Corrosion-induced growth control of lead halide perovskite nanoparticles

Abstract

Ultrasmall CsPbBr3 perovskite nanoparticles (NPs) have gained great attention as a potential blue-cyan emissive material due to their strong quantum confinement effects. However, the preparation of these ultrasmall perovskite NPs remains a challenging task due to their high ionicity and low formation energy. In this study, we propose and demonstrate a corrosion-growth synthesis strategy to achieve size-adjustable, highly-confined CsPbBr3 NPs. Initially, we obtain seed nanoplates (NPLs) through a controlled nucleation process. Subsequently, ethylenediamine (EDA), serving as a polar solvent, controls the corrosion process of unstable NPLs. Interestingly, these corroded NPLs then act as monomers, supplying for the growth of the remaining, stable NPLs. Concurrently, these robust NPLs undergo passivation via the chelation of EDA. By increasing the dosage of EDA, the three dimensions of CsPbBr3 exhibit distinct growth patterns, leading to shape transformation.
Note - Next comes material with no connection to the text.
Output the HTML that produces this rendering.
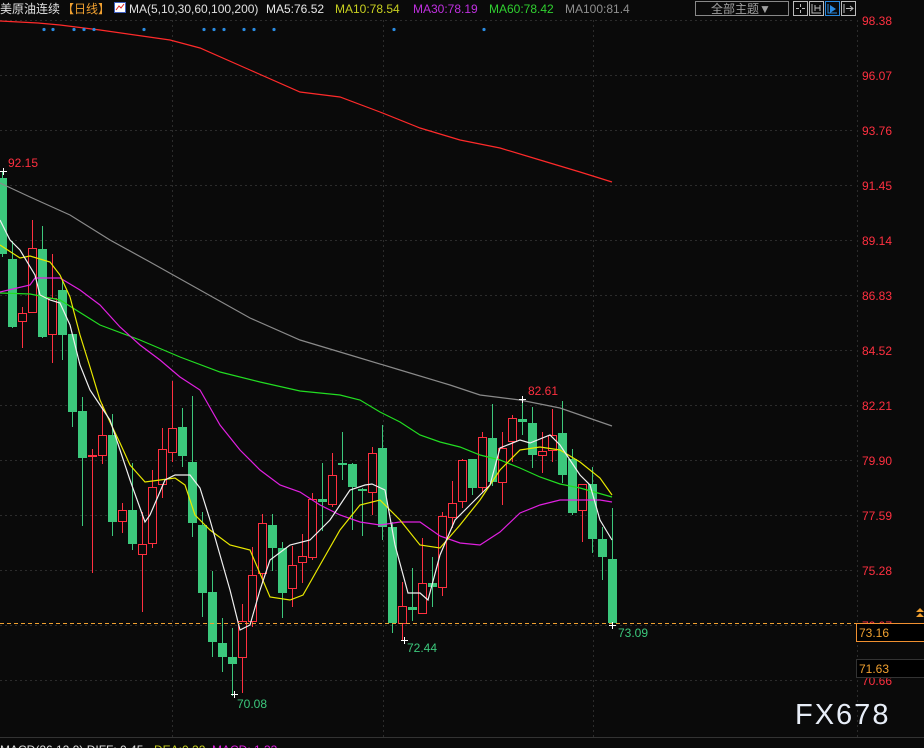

During the entire process, the absorption and photoluminescence (PL) of the NPLs are predominantly influenced by their thickness, which continues to grow through a modified Ostwald ripening process. Consequently, we achieve thickness-controlled NPs whose PL wavelength can be adjusted from 435 nm to 510 nm, with steps as fine as 1 nm. These NPs exhibit remarkable stability and high PL quantum yield (QYs) due to the passivation by EDA and the strong Mn-ligand interaction.